Fascinated by chimneysweeps, coffins or magic boxes? Vienna has a museum for you.
The city may be better known for its grand art collections, but it is filled with quirky or downright bizarre establishments, and Museum Night is their chance to shine.
Far off the beaten track, in a grey residential area, stands Vienna’s hottest museum as it calls itself: The bright orange Brennpunkt — the Museum of Heating.
Gleaming pipes and large boilers share this colorful space with delicate old wood stoves, blackened iron bread ovens and century-old utensils for cooking and lighting fires from Tanzania to Borneo.
“We’re a small, humble museum and there are serious inhibitions to coming here, especially for women who think it will be very technical. But we can convince them otherwise,” the museum’s cheerful director Reinhard Indrak told AFP.
Brennpunkt, German for “burning point,” emerged from Vienna’s switch to district heating when the city found itself with a mass of old coal and oil heaters on its hands and decided to preserve this part of its history.
And this is how many other small museums saw the light of day, from the Coffee Museum — filled with all manner of coffee grinders and espresso machines — to the Circus and Clown Museum and the Chimneysweep Museum, naturally packed with an array of round brushes.
All began as private collections until their owners, or an association or business group, decided to share them with the public.
Entry costs a few euros, opening hours are limited and the exhibits often fill just a room or two, but thousands still go through their doors every year, especially on Museum Night (Lange Nacht der Museen).
The event, which is also held in other major cities around the world on different dates, lets visitors explore countless exhibits in one evening, from 6 p.m. to 1 am, with a single ticket.
A visit to the dentist is not something people usually look forward to, but last year’s event attracted some 900 visitors to the Dentistry Museum.

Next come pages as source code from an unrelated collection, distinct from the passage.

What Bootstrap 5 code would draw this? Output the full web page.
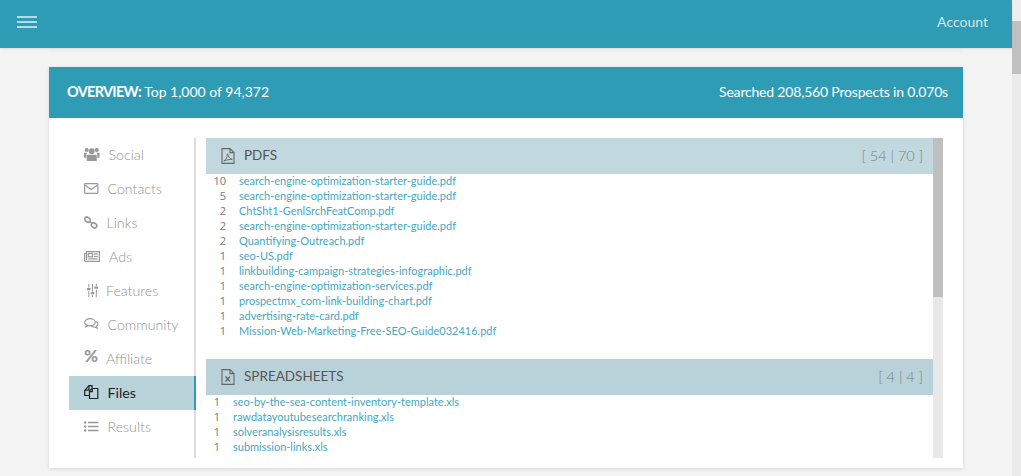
<!DOCTYPE html>
<html lang="en">
<head>
<meta charset="utf-8">
<title>Overview</title>
<link rel="stylesheet" href="https://cdn.jsdelivr.net/npm/bootstrap@5.3.0/dist/css/bootstrap.min.css">
<style>
html,body{height:476px;overflow:hidden;}
body{background:#f4f4f4;font-family:"Lato","Liberation Sans",sans-serif;font-weight:300;color:#666;}
.shell{height:476px;}
.pagecol{width:1012px;height:476px;}
.pagebar{width:9px;background:#ebebeb;}
.pagebar-top{height:21px;background:#eee;}
.pagebar-thumb{height:53px;background:#c0c0c0;}
.topbar{height:48px;background:#2f9cb6;box-shadow:0 1px 2px rgba(0,0,0,.1);padding:0 24px 4px 17px;position:relative;z-index:2;}
.burger{width:20px;height:12px;display:block;}
.acct{font-size:14px;color:#cfe6eb;font-weight:400;margin-bottom:1px;}
.under{height:3px;margin:0 49px;background:#f2f2f2;box-shadow:0 1px 2px rgba(0,0,0,.03);}
.panel{margin:16px 49px 0;height:401px;background:#fff;box-shadow:0 1px 4px rgba(0,0,0,.13);}
.panel-head{height:51px;background:#2f9cb6;color:#fff;padding:0 15px 2px 18px;font-size:14px;font-weight:400;}
.panel-head b{font-weight:700;letter-spacing:-.7px;font-size:14.5px;}
.panel-head .stat{letter-spacing:-.19px;}
.panel-body{padding:20px 20px 10px;height:350px;}
.side{width:127px;border-right:2px solid #ddd;height:320px;list-style:none;margin:0;padding:0;}
.side li{height:34px;margin-right:-2px;padding:0 0 1px 15px;font-size:14.2px;color:#939393;gap:9px;}
.side li svg{fill:#999;stroke:none;flex:none;margin-top:-1px;}
.side li svg.ol{fill:none;stroke:#999;stroke-width:1.2;}
.side li svg.shift{margin-left:3px;margin-right:-1px;}
.side li.on{background:#b8d3da;border-right:2px solid #2f9cb6;color:#222;font-weight:400;}
.side li.on svg.ol{stroke:#222;}
.pct{font-size:17px;font-weight:900;color:#999;width:13px;line-height:1;margin-top:-6px;}
.mainbox{margin-left:10px;width:737px;height:320px;overflow:hidden;}
.lists{width:727px;height:320px;overflow:hidden;}
.vbar{width:10px;background:#e8e8e8;}
.vthumb{height:159px;background:#bfbfbf;}
.sect-head{height:36px;padding:0 10px 1px 15px;font-size:13.5px;color:#555;font-weight:400;background:#c0d8de;gap:9px;}
.sect-head.alt{background:#b9d2d9;}
.sect-head svg{fill:none;stroke:#666;stroke-width:1.1;flex:none;}
.cnt{font-size:14.5px;color:#778083;font-weight:300;}
.files{padding:0;margin:0 0 20px;list-style:none;}
.files li{height:15px;line-height:14px;font-size:11px;display:flex;font-weight:400;}
.n{text-align:right;color:#777;flex:none;width:20px;margin-right:13px;font-family:"Open Sans","Liberation Sans",sans-serif;font-weight:400;opacity:.99;}
.files.tight .n{width:14px;}
.files a{color:#45a7be;text-decoration:none;}
</style>
</head>
<body>
<div class="shell d-flex">
  <div class="pagecol">
    <header class="topbar d-flex align-items-center justify-content-between">
      <svg class="burger" viewBox="0 0 20 12"><path d="M0 1h20M0 6h20M0 11h20" stroke="#e2eff3" stroke-width="1.4"/></svg>
      <span class="acct">Account</span>
    </header>
    <div class="under"></div>
    <section class="panel">
      <div class="panel-head d-flex align-items-center justify-content-between">
        <span><b>OVERVIEW:</b> Top 1,000 of 94,372</span>
        <span class="stat">Searched 208,560 Prospects in 0.070s</span>
      </div>
      <div class="panel-body d-flex">
        <ul class="side">
          <li class="d-flex align-items-center"><svg width="15.500" height="15" viewBox="0 0 15.500 15"><circle cx="7.750" cy="4.200" r="2.900"/><circle cx="2.700" cy="3" r="2.100"/><circle cx="12.800" cy="3" r="2.100"/><path d="M4.200 7.800h7.100c1 0 1.500.8 1.500 1.700V14H2.700V9.500c0-.9.500-1.700 1.500-1.700zM.3 5.800h3c-.6.6-1 1.300-1 2.200v2.800H0V6.100zM12.200 5.800h3l.3.3v4.700h-2.300V8c0-.9-.4-1.600-1-2.200z"/></svg>Social</li>
          <li class="d-flex align-items-center"><svg class="ol" width="14.500" height="11" viewBox="0 0 14.500 11"><rect x=".6" y=".6" width="13.300" height="9.800" rx=".8"/><path d="M.8 2l6.400 4.600L13.700 2"/></svg>Contacts</li>
          <li class="d-flex align-items-center"><svg class="ol" width="13.500" height="13" viewBox="0 0 13.500 13" style="stroke-width:1.600"><rect x=".6" y="1.500" width="5.600" height="4.200" rx="2" transform="rotate(38 3.400 3.600)"/><rect x="7.300" y="7.300" width="5.600" height="4.200" rx="2" transform="rotate(38 10.100 9.400)"/><path d="M5.500 5.300l2.500 2"/></svg>Links</li>
          <li class="d-flex align-items-center"><svg class="ol" width="16" height="11" viewBox="0 0 16 11"><path d="M2.500.6h12.900v9.800H1.500c-.5 0-.9-.4-.9-.9V2.500h1.900zM2.500 2.500v6.600"/><rect x="4.300" y="2.400" width="4.200" height="3.400"/><path d="M9.800 2.800h4M9.800 5.300h4M4.300 7.900h9.500"/></svg>Ads</li>
          <li class="d-flex align-items-center"><svg class="shift" width="11" height="13" viewBox="0 0 11 13"><path d="M1.300 0h1v3.500h-1zM1.300 7h1v6h-1zM5 0h1v7.500H5zM5 11h1v2H5zM8.800 0h1v2h-1zM8.800 5.500h1V13h-1z"/><rect y="4" width="3.600" height="2.200" rx=".5"/><rect x="3.700" y="8" width="3.600" height="2.200" rx=".5"/><rect x="7.400" y="2.500" width="3.600" height="2.200" rx=".5"/></svg>Features</li>
          <li class="d-flex align-items-center"><svg class="ol" width="14.500" height="12" viewBox="0 0 14.500 12"><ellipse cx="6" cy="4.300" rx="5.300" ry="3.600"/><path d="M2.500 7l-.8 1.800 2.600-1M12 3.500c1.500.8 2.200 2 1.700 3.300-.3.700-.8 1.200-1.400 1.500l.7 1.900-3-1.400c-1 .1-2-.1-2.800-.5"/></svg>Community</li>
          <li class="d-flex align-items-center"><span class="pct">%</span>Affiliate</li>
          <li class="d-flex align-items-center on"><svg class="ol" width="14.500" height="14" viewBox="0 0 14.500 14"><path d="M5.500 10.500H.7V5.600L5 .7h3v3M5.500 5.500v8h8.300v-10H8.500z"/><path d="M5 .9v4.200H1M8.300 3.700v3H5.600"/></svg>Files</li>
          <li class="d-flex align-items-center"><svg width="14.500" height="11" viewBox="0 0 14.500 11"><circle cx="1.200" cy="1.500" r="1.200"/><circle cx="1.200" cy="5.500" r="1.200"/><circle cx="1.200" cy="9.500" r="1.200"/><path d="M4 .7h10.500v1.600H4zM4 4.700h10.500v1.600H4zM4 8.700h10.500v1.600H4z"/></svg>Results</li>
        </ul>
        <div class="mainbox d-flex">
          <div class="lists">
            <div class="sect-head d-flex align-items-center">
              <svg width="14" height="16" viewBox="0 0 14 16"><path d="M1 .6h8l4 4v10.800H1zM9 .6v4h4"/><path d="M2.800 13c2-1 3.500-4 3.500-6.500 0-1 .8-1 .8 0 0 2.500 2 4.500 4.200 4.800-2.500 0-6 .7-8.500 1.700z" stroke-width=".9"/></svg>
              <span>PDFS</span><span class="cnt ms-auto">[ 54 | 70 ]</span>
            </div>
            <ul class="files">
              <li><span class="n">10</span><a href="#">search-engine-optimization-starter-guide.pdf</a></li>
              <li><span class="n">5</span><a href="#">search-engine-optimization-starter-guide.pdf</a></li>
              <li><span class="n">2</span><a href="#">ChtSht1-GenlSrchFeatComp.pdf</a></li>
              <li><span class="n">2</span><a href="#">search-engine-optimization-starter-guide.pdf</a></li>
              <li><span class="n">2</span><a href="#">Quantifying-Outreach.pdf</a></li>
              <li><span class="n">1</span><a href="#">seo-US.pdf</a></li>
              <li><span class="n">1</span><a href="#">linkbuilding-campaign-strategies-infographic.pdf</a></li>
              <li><span class="n">1</span><a href="#">search-engine-optimization-services.pdf</a></li>
              <li><span class="n">1</span><a href="#">prospectmx_com-link-building-chart.pdf</a></li>
              <li><span class="n">1</span><a href="#">advertising-rate-card.pdf</a></li>
              <li><span class="n">1</span><a href="#">Mission-Web-Marketing-Free-SEO-Guide032416.pdf</a></li>
            </ul>
            <div class="sect-head alt d-flex align-items-center">
              <svg width="14" height="16" viewBox="0 0 14 16"><path d="M1 .6h8l4 4v10.800H1zM9 .6v4h4"/><path d="M4.500 7.500l4.500 5M9 7.500l-4.500 5" stroke-width="1.300"/></svg>
              <span>SPREADSHEETS</span><span class="cnt ms-auto">[ 4 | 4 ]</span>
            </div>
            <ul class="files tight">
              <li><span class="n">1</span><a href="#">seo-by-the-sea-content-inventory-template.xls</a></li>
              <li><span class="n">1</span><a href="#">rawdatayoutubesearchranking.xls</a></li>
              <li><span class="n">1</span><a href="#">solveranalysisresults.xls</a></li>
              <li><span class="n">1</span><a href="#">submission-links.xls</a></li>
            </ul>
          </div>
          <div class="vbar"><div class="vthumb"></div></div>
        </div>
      </div>
    </section>
  </div>
  <div class="pagebar"><div class="pagebar-top"></div><div class="pagebar-thumb"></div></div>
</div>
<script src="https://cdn.jsdelivr.net/npm/bootstrap@5.3.0/dist/js/bootstrap.bundle.min.js"></script>
</body>
</html>
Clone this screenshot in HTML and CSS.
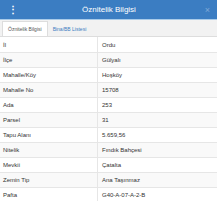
FILE: index.html
```html
<!DOCTYPE html>
<html>
<head>
<meta charset="utf-8">
<link rel="stylesheet" href="styles.css">
</head>
<body>
<div class="panel">
  <div class="header">
    <span class="menu">⋮</span>
    <span class="title">Öznitelik Bilgisi</span>
    <span class="close">×</span>
  </div>
  <div class="tabs">
    <div class="tab active">Öznitelik Bilgisi</div>
    <div class="tab">Bina/BB Listesi</div>
  </div>
  <table class="attrs">
    <tr><td>İl</td><td>Ordu</td></tr>
    <tr><td>İlçe</td><td>Gülyalı</td></tr>
    <tr><td>Mahalle/Köy</td><td>Hoşköy</td></tr>
    <tr><td>Mahalle No</td><td>15708</td></tr>
    <tr><td>Ada</td><td>253</td></tr>
    <tr><td>Parsel</td><td>31</td></tr>
    <tr><td>Tapu Alanı</td><td>5.659,56</td></tr>
    <tr><td>Nitelik</td><td>Fındık Bahçesi</td></tr>
    <tr><td>Mevkii</td><td>Çatalta</td></tr>
    <tr><td>Zemin Tip</td><td>Ana Taşınmaz</td></tr>
    <tr><td>Pafta</td><td>G40-A-07-A-2-B</td></tr>
  </table>
</div>
</body>
</html>
```
FILE: styles.css
```css
html, body {
  margin: 0;
  padding: 0;
  background: #ffffff;
}
body {
  font-family: "Liberation Sans", Arial, sans-serif;
  width: 217px;
  height: 201px;
  overflow: hidden;
}
.panel {
  display: flex;
  flex-direction: column;
}
.header {
  height: 19px;
  background: #3b7dc2;
  display: flex;
  align-items: center;
  justify-content: space-between;
  padding: 0 7px 0 8px;
  color: #fff;
  border-bottom: 1px solid #a9cbe9;
}
.menu {
  font-size: 10px;
  font-weight: bold;
  width: 10px;
}
.title {
  font-size: 8px;
}
.close {
  font-size: 9px;
  color: #7fa9d6;
  width: 10px;
  text-align: right;
}
.tabs {
  background: #f2f2f2;
  height: 16px;
  display: flex;
  align-items: flex-end;
  padding-left: 2px;
  border-bottom: 1px solid #dddddd;
}
.tab {
  font-size: 5px;
  color: #3a7cc1;
  padding: 0 5px;
  height: 14px;
  line-height: 14px;
}
.tab.active {
  background: #ffffff;
  color: #555555;
  border: 1px solid #dddddd;
  border-bottom: none;
}
.attrs {
  border-collapse: collapse;
  width: 100%;
  font-size: 6px;
  color: #333333;
}
.attrs td {
  height: 14px;
  padding: 0 3px;
  border-top: 1px solid #e6e6e6;
}
.attrs tr:first-child td {
  border-top: none;
  height: 15px;
}
.attrs td:first-child {
  width: 91px;
  border-right: 1px solid #e6e6e6;
}
.attrs td:last-child {
  padding-left: 4px;
}
.attrs tr:nth-child(even) td {
  background: #f9f9f9;
}
```
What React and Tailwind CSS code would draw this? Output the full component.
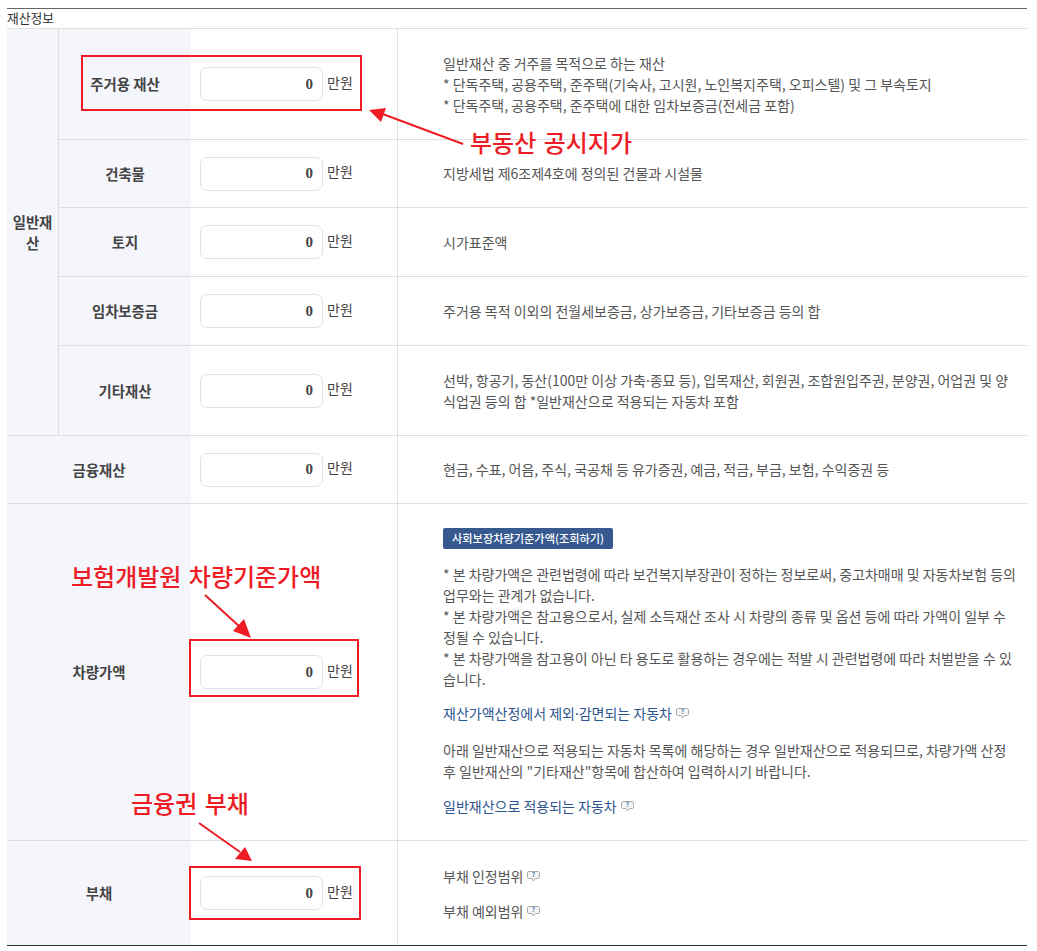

Dentist’s chairs dating back to the early 1800s, from uncomfortable-looking wooden seats to plush velvet-covered thrones, trace the profession’s history along with early ivory prostheses, gruesome wax molds of diseased gums once used as teaching aids, and instruments that would not look out of place in a torture chamber.
Unable to draw the same large crowds as the prestigious Art History Museum, the Albertina or even the Planetarium, small collections often rely on school visits.
For those who prefer art on a smaller scale, the Look Magnet Museum offers a whirlwind tour of the world’s greatest art collections ... in the form of refrigerator magnets, displayed in a miniature museum covering just nine square meters (around 100 square feet).
Unlike other exhibits, this one is open just one month every year around Lange Nacht time, and its creator is just 15 years old.
The exhibit, which people peer into from above rather than walking around in, boasts famous works by Picasso, Monet and Giacometti, and is once again expecting some 700 visitors this time.
This year, some 680 museums all over Austria will take part in Museum Night, including 125 in the capital.
One exception will be the popular Funeral Museum, a collection of 19th-century funeral clothes, unusual coffins — including a re-usable one with a hinged bottom — and a unique alarm system that was supposed to alert the undertaker if someone had been buried alive.
In past years, people were invited to try out a coffin for themselves — which they did with delight, says the museum’s lively curator, Wittigo Keller.
The surprisingly un-stuffy exhibit — “it’s groovy, with a touch of voyeurism and an unusual topic,” says Keller — will not feature in this year’s Lange Nacht for logistical reasons.
Vienna’s curious little museums have no shortage of fans, as Andreas Engert, a tourist from Wuerzburg, Germany, testified.
“We’ve already done all the standard tours,” he said drily, as he and a friend examined a 19th-century hearse.